→ Problem requirements
Scan the data below. Pull out each line where "React" occurs.

→ Available data
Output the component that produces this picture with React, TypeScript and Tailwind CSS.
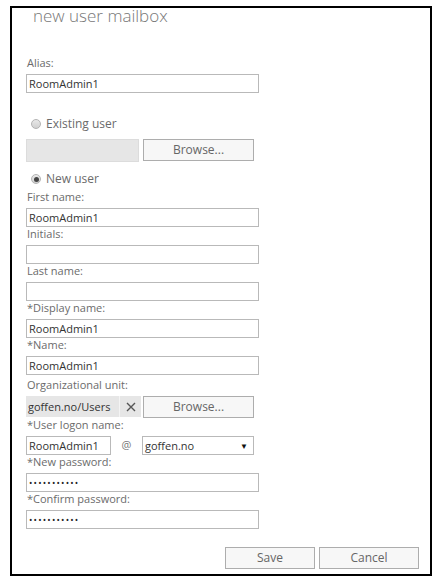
import React from "react";

const font = { fontFamily: '"Open Sans", "Noto Sans", Arial, sans-serif' };

function Label({ children }: { children: React.ReactNode }) {
  return (
    <div className="h-[18px] pl-[1px] text-[11px] leading-[14px] text-[#6b6b6b]">{children}</div>
  );
}

function Input({ value, w = "w-[233px]" }: { value?: string; w?: string }) {
  return (
    <div
      className={`${w} h-[19px] border border-[#b9b9b9] bg-white pl-[2px] text-[11px] leading-[17px] text-[#333]`}
    >
      {value}
    </div>
  );
}

function Dots() {
  return (
    <div className="w-[233px] h-[19px] border border-[#b9b9b9] bg-white pl-[2px] flex items-center">
      <span className="text-[9px] leading-[9px] tracking-[1.2px] text-[#222]">•••••••••••</span>
    </div>
  );
}

function Btn({ children, w }: { children: React.ReactNode; w: string }) {
  return (
    <div
      className={`${w} h-[22px] border border-[#adadad] bg-[#f7f7f7] flex items-center justify-center text-[12px] text-[#666]`}
    >
      {children}
    </div>
  );
}

function Radio({ checked }: { checked?: boolean }) {
  return (
    <div className="w-[10px] h-[10px] rounded-full border border-[#b3b3b3] bg-gradient-to-b from-[#e8e8e8] to-[#d0d0d0] flex items-center justify-center">
      {checked && <div className="w-[5px] h-[5px] rounded-full bg-[#444]" />}
    </div>
  );
}

export default function App() {
  return (
    <div className="w-[448px] h-[585px] bg-white pt-[6px] pl-[10px]" style={font}>
      <div className="w-[422px] h-[570px] border-2 border-black flex flex-col">
        <div className="pl-[21px] h-[18px] pt-[1px] text-[17px] leading-[14px] font-light text-[#777]">
          new user mailbox
        </div>
        <div className="pl-[14px] flex flex-col">
          <div className="mt-[30px]" />
          <Label>Alias:</Label>
          <Input value="RoomAdmin1" />
          <div className="mt-[23px] h-[16px] flex items-center gap-[5px] pl-[5px] text-[12px] text-[#6b6b6b]">
            <Radio />
            <span>Existing user</span>
          </div>
          <div className="mt-[7px] flex gap-[4px]">
            <div className="w-[113px] h-[23px] border border-[#dcdcdc] bg-[#e6e6e6]" />
            <Btn w="w-[111px]">Browse...</Btn>
          </div>
          <div className="mt-[9px] h-[16px] flex items-center gap-[5px] pl-[5px] text-[12px] text-[#6b6b6b]">
            <Radio checked />
            <span>New user</span>
          </div>
          <div className="mt-[3px]" />
          <Label>First name:</Label>
          <Input value="RoomAdmin1" />
          <Label>Initials:</Label>
          <Input />
          <Label>Last name:</Label>
          <Input />
          <Label>*Display name:</Label>
          <Input value="RoomAdmin1" />
          <Label>*Name:</Label>
          <Input value="RoomAdmin1" />
          <div className="h-[3px]" />
          <Label>Organizational unit:</Label>
          <div className="flex gap-[2px]">
            <div className="w-[115px] h-[21px] bg-[#e6e6e6] flex items-center text-[11px] text-[#333]">
              <span className="flex-1 pl-[2px] pt-[2px]">goffen.no/Users</span>
              <span className="w-[22px] h-full border-l border-[#f4f4f4] flex items-center justify-center text-[#555]">
                <svg width="10" height="10" viewBox="0 0 10 10">
                  <path d="M1 1 L9 9 M9 1 L1 9" stroke="#555" strokeWidth="1.4" />
                </svg>
              </span>
            </div>
            <Btn w="w-[111px]">Browse...</Btn>
          </div>
          <Label>*User logon name:</Label>
          <div className="flex items-center">
            <Input value="RoomAdmin1" w="w-[85px]" />
            <span className="w-[31px] text-center text-[11px] text-[#777]">@</span>
            <div className="w-[112px] h-[19px] border border-[#b9b9b9] bg-white pl-[2px] text-[11px] leading-[17px] text-[#333] flex justify-between pr-[5px]">
              <span>goffen.no</span>
              <span className="text-[8px] text-[#111]">▼</span>
            </div>
          </div>
          <Label>*New password:</Label>
          <Dots />
          <Label>*Confirm password:</Label>
          <Dots />
          <div className="mt-[18px] flex gap-[4px] pl-[199px]">
            <Btn w="w-[90px]">Save</Btn>
            <Btn w="w-[100px]">Cancel</Btn>
          </div>
        </div>
      </div>
    </div>
  );
}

→ Problem solution
Output the component that produces this picture with React, TypeScript and Tailwind CSS.
import React from "react";
function Label({ children }: { children: React.ReactNode }) {
function Btn({ children, w }: { children: React.ReactNode; w: string }) {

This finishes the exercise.